Abstract

By studying the relationship between literary texts, the researcher Gerard Genette mentions transtextuality theory, which is a structural view of intertextuality. While, by definition, transtextuality is "all that sets the text in a relationship, whether obvious or concealed, with other texts." Inside transtextuality, Genette distinguishes five categories: Intertextuality – A relationship of copresence between two texts or among several texts; the actual presence of one text within another. Paratextuality – Marks those elements which lie on the threshold (the threshold consist of a peritext and an epitext) of the text and which help to direct and control the reception of a text by its readers. Metatextuality – When a text takes up a relation of ‘commentary’ to another text: it unites a given text to another, of which it speaks without necessarily citing it (without summoning it) in fact sometimes even without naming it. Hipertextuality – Any relationship uniting a text B (hypertext) to an earlier text A (hypotext) upon which it is grafted in a manner that is not that of commentary. Architextuality – The entire set of general or transcendent categories- types of discourses, modes of enunciation, literary genres- from which emerges each singular text.[2] In our study, we are interested in the fourth category, hypertextuality.
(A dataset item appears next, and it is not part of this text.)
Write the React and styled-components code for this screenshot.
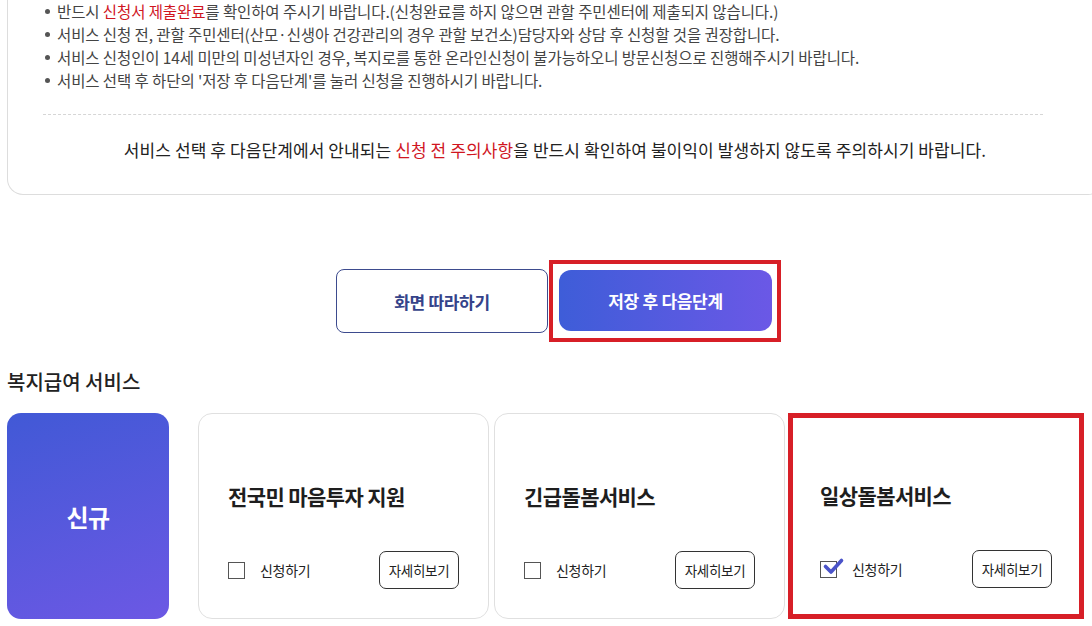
import React from "react";
import styled, { createGlobalStyle } from "styled-components";

const GlobalStyle = createGlobalStyle`
  html, body {
    margin: 0;
    padding: 0;
    background: #ffffff;
    overflow: hidden;
  }
  body {
    font-family: "Noto Sans CJK KR", "Noto Sans", sans-serif;
    color: #222;
  }
  * { box-sizing: border-box; }
`;

const Page = styled.div`
  width: 1092px;
  padding-left: 7px;
`;

const NoticeBox = styled.section`
  width: 1097px;
  border: 1px solid #dddddd;
  border-top: none;
  border-radius: 0 0 16px 16px;
  padding: 0 0 32px 35px;
`;

const NoticeList = styled.ul`
  list-style: none;
  margin: 0;
  padding: 0;
  font-size: 15.5px;
  line-height: 23px;
  color: #444;
  letter-spacing: -0.1px;
`;

const NoticeItem = styled.li`
  position: relative;
  padding-left: 14px;
  white-space: nowrap;
  &::before {
    content: "";
    position: absolute;
    left: 2px;
    top: 9px;
    width: 5px;
    height: 5px;
    border-radius: 50%;
    background: #555;
  }
`;

const Em = styled.span`
  color: #d0161f;
`;

const Divider = styled.hr`
  width: 1000px;
  margin: 22px 0 0 0;
  border: none;
  border-top: 1px dashed #d6d6d6;
`;

const Caution = styled.p`
  width: 1024px;
  margin: 23px 0 0 0;
  text-align: center;
  font-size: 17px;
  line-height: 24px;
  letter-spacing: 0.1px;
  color: #222;
  white-space: nowrap;
`;

const ButtonRow = styled.div`
  display: flex;
  align-items: center;
  justify-content: center;
  gap: 1px;
  margin-top: 65px;
  padding-left: 18px;
`;

const OutlineButton = styled.button`
  width: 212px;
  height: 64px;
  border: 1px solid #3d4b8e;
  border-radius: 8px;
  background: #fff;
  color: #35438a;
  font-family: inherit;
  font-size: 17px;
  font-weight: 700;
  letter-spacing: -0.3px;
  cursor: pointer;
`;

const Highlight = styled.div`
  border: 4px solid #d71f27;
  padding: 6px 5px 7px 6px;
  display: flex;
`;

const PrimaryButton = styled.button`
  width: 213px;
  height: 61px;
  border: none;
  border-radius: 12px;
  background: linear-gradient(90deg, #3e5dd8 0%, #6b58e6 100%);
  color: #fff;
  font-family: inherit;
  font-size: 17px;
  font-weight: 700;
  letter-spacing: -0.3px;
  cursor: pointer;
`;

const SectionTitle = styled.h2`
  margin: 28px 0 0 0;
  font-size: 20px;
  line-height: 24px;
  font-weight: 500;
  letter-spacing: 0;
  color: #222;
`;

const CardRow = styled.div`
  display: flex;
  gap: 5px;
  margin-top: 19px;
  height: 206px;
`;

const NewBadge = styled.div`
  width: 162px;
  margin-right: 24px;
  border-radius: 14px;
  background: linear-gradient(160deg, #4159d6 0%, #6c58e4 100%);
  color: #fff;
  font-size: 24px;
  font-weight: 700;
  display: flex;
  align-items: center;
  justify-content: center;
  letter-spacing: -0.5px;
`;

const Card = styled.div`
  width: ${(p) => (p.$highlighted ? "296px" : "291px")};
  margin-left: ${(p) => (p.$highlighted ? "-2px" : "0")};
  border: ${(p) => (p.$highlighted ? "5px solid #d71f27" : "1px solid #e0e0e0")};
  border-radius: ${(p) => (p.$highlighted ? "0" : "14px")};
  padding: ${(p) => (p.$highlighted ? "0 27px 26px 27px" : "0 29px 29px 29px")};
  display: flex;
  flex-direction: column;
  justify-content: flex-end;
  background: #fff;
`;

const CardTitle = styled.h3`
  margin: 0 0 40px 0;
  font-size: 21px;
  line-height: 30px;
  font-weight: 700;
  letter-spacing: -0.6px;
  color: #1e1e1e;
  white-space: nowrap;
`;

const CardFooter = styled.div`
  display: flex;
  align-items: center;
  justify-content: space-between;
`;

const CheckLabel = styled.label`
  display: flex;
  align-items: center;
  gap: 15px;
  font-size: 14px;
  color: #222;
  letter-spacing: -0.3px;
  cursor: pointer;
`;

const CheckBox = styled.span`
  position: relative;
  width: 17px;
  height: 17px;
  border: 1px solid #555;
  background: #fff;
  flex-shrink: 0;
`;

const CheckMark = styled.svg`
  position: absolute;
  left: 0;
  top: -4px;
  overflow: visible;
`;

const DetailButton = styled.button`
  width: 80px;
  height: 38px;
  border: 1px solid #333;
  border-radius: 7px;
  background: #fff;
  color: #222;
  font-family: inherit;
  font-size: 13.5px;
  letter-spacing: -0.3px;
  padding: 0;
  cursor: pointer;
`;

const services = [
  { title: "전국민 마음투자 지원", checked: false },
  { title: "긴급돌봄서비스", checked: false },
  { title: "일상돌봄서비스", checked: true, highlighted: true },
];

function ServiceCard({ title, checked, highlighted }) {
  return (
    <Card $highlighted={highlighted}>
      <CardTitle>{title}</CardTitle>
      <CardFooter>
        <CheckLabel>
          <CheckBox>
            {checked && (
              <CheckMark width="22" height="18" viewBox="0 0 22 18">
                <path
                  d="M4.5 8.5 L10 14 L20.5 2.5"
                  fill="none"
                  stroke="#4a53c9"
                  strokeWidth="3.6"
                  strokeLinecap="round"
                  strokeLinejoin="round"
                />
              </CheckMark>
            )}
          </CheckBox>
          신청하기
        </CheckLabel>
        <DetailButton>자세히보기</DetailButton>
      </CardFooter>
    </Card>
  );
}

export default function App() {
  return (
    <>
      <GlobalStyle />
      <Page>
        <NoticeBox>
          <NoticeList>
            <NoticeItem>
              반드시 <Em>신청서 제출완료</Em>를 확인하여 주시기 바랍니다.(신청완료를 하지 않으면 관할 주민센터에 제출되지 않습니다.)
            </NoticeItem>
            <NoticeItem>
              서비스 신청 전, 관할 주민센터(산모·신생아 건강관리의 경우 관할 보건소)담당자와 상담 후 신청할 것을 권장합니다.
            </NoticeItem>
            <NoticeItem>
              서비스 신청인이 14세 미만의 미성년자인 경우, 복지로를 통한 온라인신청이 불가능하오니 방문신청으로 진행해주시기 바랍니다.
            </NoticeItem>
            <NoticeItem>
              서비스 선택 후 하단의 '저장 후 다음단계'를 눌러 신청을 진행하시기 바랍니다.
            </NoticeItem>
          </NoticeList>
          <Divider />
          <Caution>
            서비스 선택 후 다음단계에서 안내되는 <Em>신청 전 주의사항</Em>을 반드시 확인하여 불이익이 발생하지 않도록 주의하시기 바랍니다.
          </Caution>
        </NoticeBox>

        <ButtonRow>
          <OutlineButton>화면 따라하기</OutlineButton>
          <Highlight>
            <PrimaryButton>저장 후 다음단계</PrimaryButton>
          </Highlight>
        </ButtonRow>

        <SectionTitle>복지급여 서비스</SectionTitle>

        <CardRow>
          <NewBadge>신규</NewBadge>
          {services.map((s) => (
            <ServiceCard key={s.title} {...s} />
          ))}
        </CardRow>
      </Page>
    </>
  );
}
What Genette calls hypotext for other critics is intertext. Thus, the textual practise of hypertextuality is considered an intentional intertextuality (Genette), as it is obtained through the technique of palimpsest. What makes palimpsest a postmodern feature is precisely the consciousness of it because it is known that palimpsest has been applied earlier. Keywords: Ridvan Dibra, hypertextuality, contemporary novel, postmodern, transformation, parody, etc.